# How Do I create and save a slideshow....



## sunbeam (Mar 1, 2010)

Hi,
I am just wondering how I create a slideshow and save it to my comp to burn onto a disk?  I know my questions seem so elementary, but I am really not computer savvy by any means!!  Hand me a camera, and I can figure it out, put me in front of a computer.... not so much   Anyways, I have all my pics on my pc and would like to make a slideshow set to music, and transfer it over to a laptop.  I've googled 'slideshows' and so many options come up, that I don't know which is best etc.  Thanks so much!


----------



## Big Mike (Mar 1, 2010)

How you do it, will totally depend on the software you use.  There are hundreds of programs that can help you create a slideshow.  Many of them are pretty user friendly.

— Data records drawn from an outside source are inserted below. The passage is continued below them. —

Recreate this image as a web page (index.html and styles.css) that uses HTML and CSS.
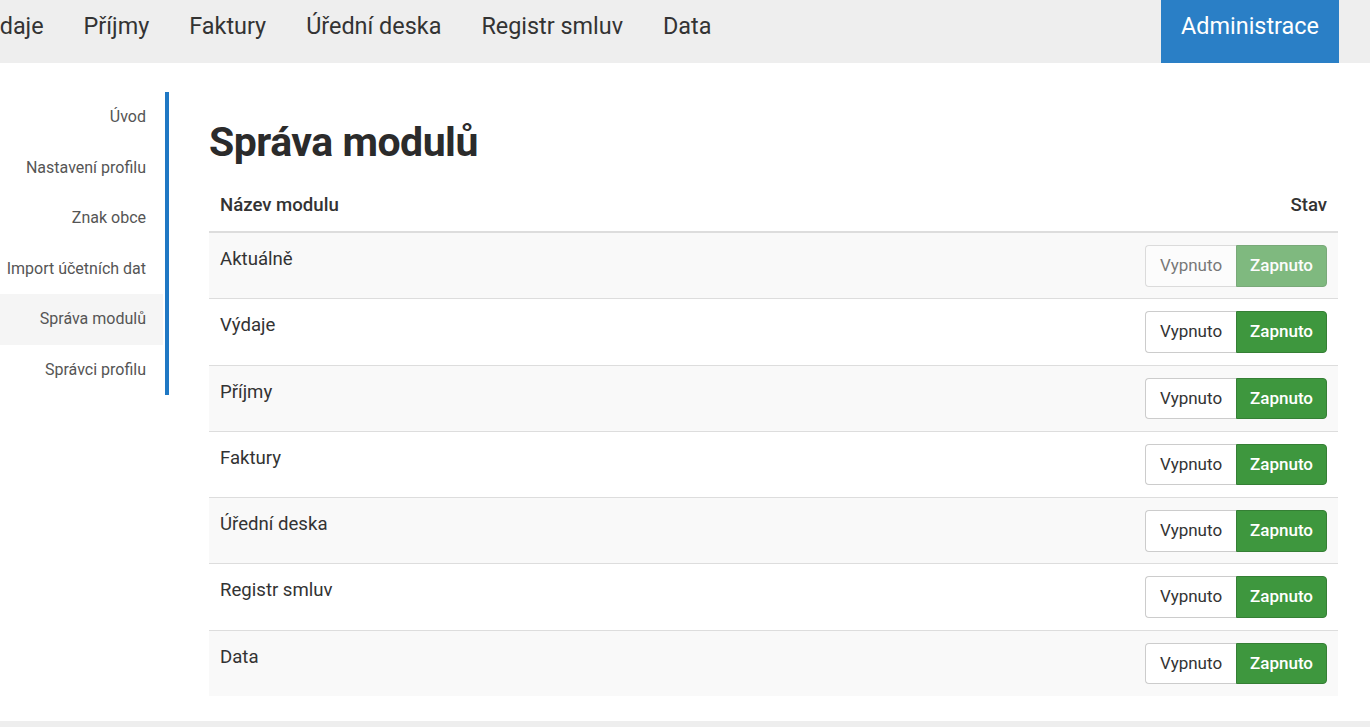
FILE: index.html
```html
<!DOCTYPE html>
<html lang="cs">
<head>
<meta charset="utf-8">
<title>Správa modulů</title>
<link rel="stylesheet" href="styles.css">
</head>
<body>
<header class="topbar">
  <nav class="mainnav">
    <a class="navlink" href="#">Výdaje</a>
    <a class="navlink" href="#">Příjmy</a>
    <a class="navlink" href="#">Faktury</a>
    <a class="navlink" href="#">Úřední deska</a>
    <a class="navlink" href="#">Registr smluv</a>
    <a class="navlink" href="#">Data</a>
  </nav>
  <a class="admin" href="#">Administrace</a>
</header>
<div class="layout">
  <aside class="sidebar">
    <ul class="sidemenu">
      <li class="sideitem"><a href="#">Úvod</a></li>
      <li class="sideitem"><a href="#">Nastavení profilu</a></li>
      <li class="sideitem"><a href="#">Znak obce</a></li>
      <li class="sideitem"><a href="#">Import účetních dat</a></li>
      <li class="sideitem active"><a href="#">Správa modulů</a></li>
      <li class="sideitem"><a href="#">Správci profilu</a></li>
    </ul>
  </aside>
  <main class="content">
    <h1 class="title">Správa modulů</h1>
    <table class="modtable">
      <thead>
        <tr><th class="col-name">Název modulu</th><th class="col-state">Stav</th></tr>
      </thead>
      <tbody>
        <tr><td>Aktuálně</td><td class="col-state"><div class="toggle disabled"><span class="btn off">Vypnuto</span><span class="btn on">Zapnuto</span></div></td></tr>
        <tr><td>Výdaje</td><td class="col-state"><div class="toggle"><span class="btn off">Vypnuto</span><span class="btn on">Zapnuto</span></div></td></tr>
        <tr><td>Příjmy</td><td class="col-state"><div class="toggle"><span class="btn off">Vypnuto</span><span class="btn on">Zapnuto</span></div></td></tr>
        <tr><td>Faktury</td><td class="col-state"><div class="toggle"><span class="btn off">Vypnuto</span><span class="btn on">Zapnuto</span></div></td></tr>
        <tr><td>Úřední deska</td><td class="col-state"><div class="toggle"><span class="btn off">Vypnuto</span><span class="btn on">Zapnuto</span></div></td></tr>
        <tr><td>Registr smluv</td><td class="col-state"><div class="toggle"><span class="btn off">Vypnuto</span><span class="btn on">Zapnuto</span></div></td></tr>
        <tr><td>Data</td><td class="col-state"><div class="toggle"><span class="btn off">Vypnuto</span><span class="btn on">Zapnuto</span></div></td></tr>
      </tbody>
    </table>
  </main>
</div>
<footer class="footer"></footer>
</body>
</html>
```
FILE: styles.css
```css
* { box-sizing: border-box; }
html, body { margin: 0; padding: 0; }
body {
  font-family: Roboto, "Liberation Sans", sans-serif;
  color: #333;
  background: #fff;
  overflow: hidden;
  width: 1370px;
}
a { text-decoration: none; color: inherit; }

.topbar {
  display: flex;
  height: 63px;
  background: #eeeeee;
  padding-right: 31px;
}
.mainnav {
  flex: 1;
  display: flex;
  margin-left: -46px;
}
.navlink {
  padding: 0 20px;
  font-size: 23.4px;
  line-height: 52px;
  color: #333;
}
.admin {
  width: 178px;
  background: #2a7fc6;
  color: #fff;
  font-size: 23.4px;
  line-height: 52px;
  text-align: center;
}

.layout {
  display: flex;
  padding-top: 28px;
}
.sidebar {
  width: 209px;
  flex: none;
}
.sidemenu {
  list-style: none;
  margin: 1px 0 0 0;
  padding: 0 2px 0 0;
  width: 169px;
  border-right: 4px solid #1f78c4;
}
.sideitem a {
  display: block;
  height: 50.5px;
  line-height: 50.5px;
  padding-right: 17px;
  text-align: right;
  font-size: 16px;
  color: #555;
}
.sideitem.active a { background: #f5f5f5; }

.content {
  flex: 1;
  padding-right: 32px;
}
.title {
  margin: 28px 0 16px 0;
  font-size: 41px;
  letter-spacing: -0.5px;
  line-height: 46px;
  font-weight: 700;
  color: #2b2b2b;
}
.modtable {
  width: 100%;
  border-collapse: collapse;
  font-size: 18.6px;
}
.modtable th {
  text-align: left;
  font-weight: 500;
  padding: 11px 11px 13px;
  line-height: 26px;
  border-bottom: 2px solid #dddddd;
}
.modtable th.col-state, .modtable td.col-state { text-align: right; }
.modtable td {
  padding: 13px 11px 10px;
  line-height: 26px;
  border-top: 1px solid #dddddd;
  vertical-align: top;
}
.modtable td.col-state { padding-top: 12px; padding-bottom: 11.8px; }
.modtable tbody tr:first-child td { border-top: 0; }
.modtable tbody tr:nth-child(odd) { background: #f9f9f9; }

.toggle {
  display: inline-flex;
  vertical-align: top;
}
.toggle.disabled { opacity: 0.65; }
.btn {
  width: 91px;
  height: 41.5px;
  line-height: 39.5px;
  font-size: 17px;
  text-align: center;
  border: 1px solid #cccccc;
}
.btn.off {
  background: #fff;
  color: #333;
  border-radius: 4px 0 0 4px;
  border-right: 0;
}
.btn.on {
  background: #3e973e;
  border-color: #357f35;
  color: #fff;
  font-weight: 500;
  border-radius: 0 4px 4px 0;
}

.footer {
  margin-top: 25px;
  height: 6px;
  background: #eeeeee;
}
```
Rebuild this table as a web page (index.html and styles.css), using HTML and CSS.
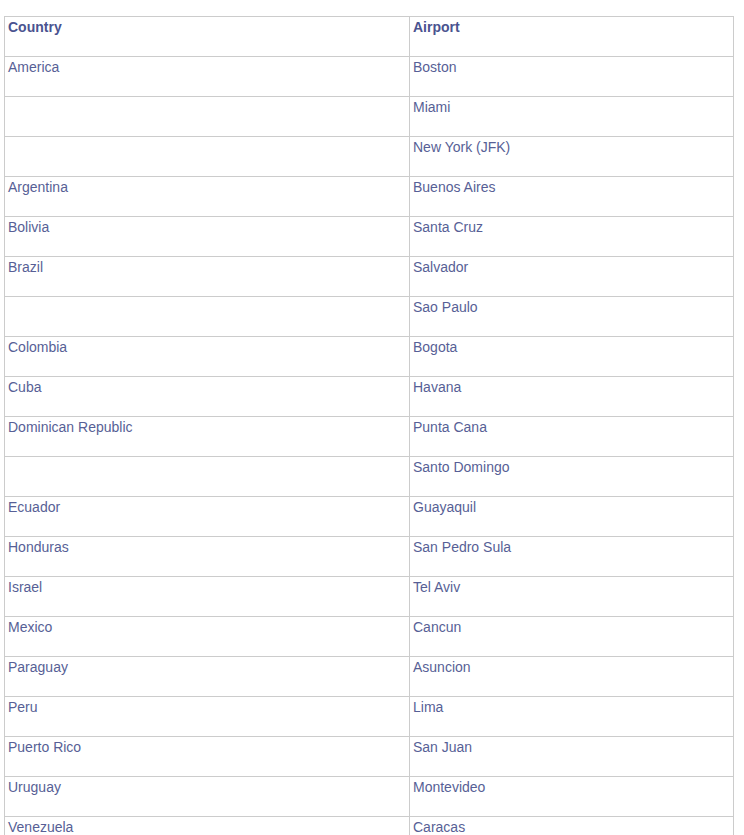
FILE: index.html
```html
<!DOCTYPE html>
<html>
<head>
<meta charset="utf-8">
<link rel="stylesheet" href="styles.css">
</head>
<body>
<table class="airports">
  <colgroup><col class="col-country"><col class="col-airport"></colgroup>
  <thead>
    <tr><th>Country</th><th>Airport</th></tr>
  </thead>
  <tbody>
    <tr><td>America</td><td>Boston</td></tr>
    <tr><td></td><td>Miami</td></tr>
    <tr><td></td><td>New York (JFK)</td></tr>
    <tr><td>Argentina</td><td>Buenos Aires</td></tr>
    <tr><td>Bolivia</td><td>Santa Cruz</td></tr>
    <tr><td>Brazil</td><td>Salvador</td></tr>
    <tr><td></td><td>Sao Paulo</td></tr>
    <tr><td>Colombia</td><td>Bogota</td></tr>
    <tr><td>Cuba</td><td>Havana</td></tr>
    <tr><td>Dominican Republic</td><td>Punta Cana</td></tr>
    <tr><td></td><td>Santo Domingo</td></tr>
    <tr><td>Ecuador</td><td>Guayaquil</td></tr>
    <tr><td>Honduras</td><td>San Pedro Sula</td></tr>
    <tr><td>Israel</td><td>Tel Aviv</td></tr>
    <tr><td>Mexico</td><td>Cancun</td></tr>
    <tr><td>Paraguay</td><td>Asuncion</td></tr>
    <tr><td>Peru</td><td>Lima</td></tr>
    <tr><td>Puerto Rico</td><td>San Juan</td></tr>
    <tr><td>Uruguay</td><td>Montevideo</td></tr>
    <tr><td>Venezuela</td><td>Caracas</td></tr>
  </tbody>
</table>
</body>
</html>
```
FILE: styles.css
```css
html, body {
  margin: 0;
  padding: 0;
  background: #ffffff;
}
body {
  padding: 16px 0 0 4px;
  font-family: "Liberation Sans", Arial, sans-serif;
  font-size: 14px;
  color: #575f96;
}
.airports {
  border-collapse: collapse;
  width: 729px;
  table-layout: fixed;
}
.col-country { width: 405px; }
.col-airport { width: 324px; }
.airports th,
.airports td {
  border: 1px solid #cccccc;
  height: 39px;
  box-sizing: border-box;
  padding: 2px 3px;
  vertical-align: top;
  text-align: left;
  line-height: 17px;
}
.airports tr { height: 40px; }
.airports th {
  font-weight: bold;
  color: #4a5390;
}
```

What computer system are you working on (PC or Mac etc)?  You probably have some software already, that will work.


----------



## sunbeam (Mar 1, 2010)

I use a PC.  Running on Windows Vista.  hth?


----------



## IgsEMT (Mar 1, 2010)

I use Adobe Premiere. Then create an AVI file. THEN burn in onto a DVD


----------



## savitashri (May 14, 2010)

HI,
I would like to burn it on DVD with E.M. Free DVD Photo Slideshow software.


----------



## WhiskeyTango (Apr 11, 2012)

flygrass said:


> Photo DVD Burner is a good software to create photo slideshow with music,text ,transition effect and more ,also you can burn it to DVD. you can have a try.


 
flygrass, you've posted the same recommendation in like 8 threads today...  Spam much?


----------



## 2WheelPhoto (Apr 11, 2012)

Yeah and flygrasses spam is crap, Lightroom walks all over his junk for slide shows


----------



## 480sparky (Apr 11, 2012)

WhiskeyTango said:


> ..........  Spam much?



He must not.... he forgot all the links to his spam website.


----------



## DiskoJoe (Apr 12, 2012)

flickr. You load the pics in a set then click the slide show button. DONE!


----------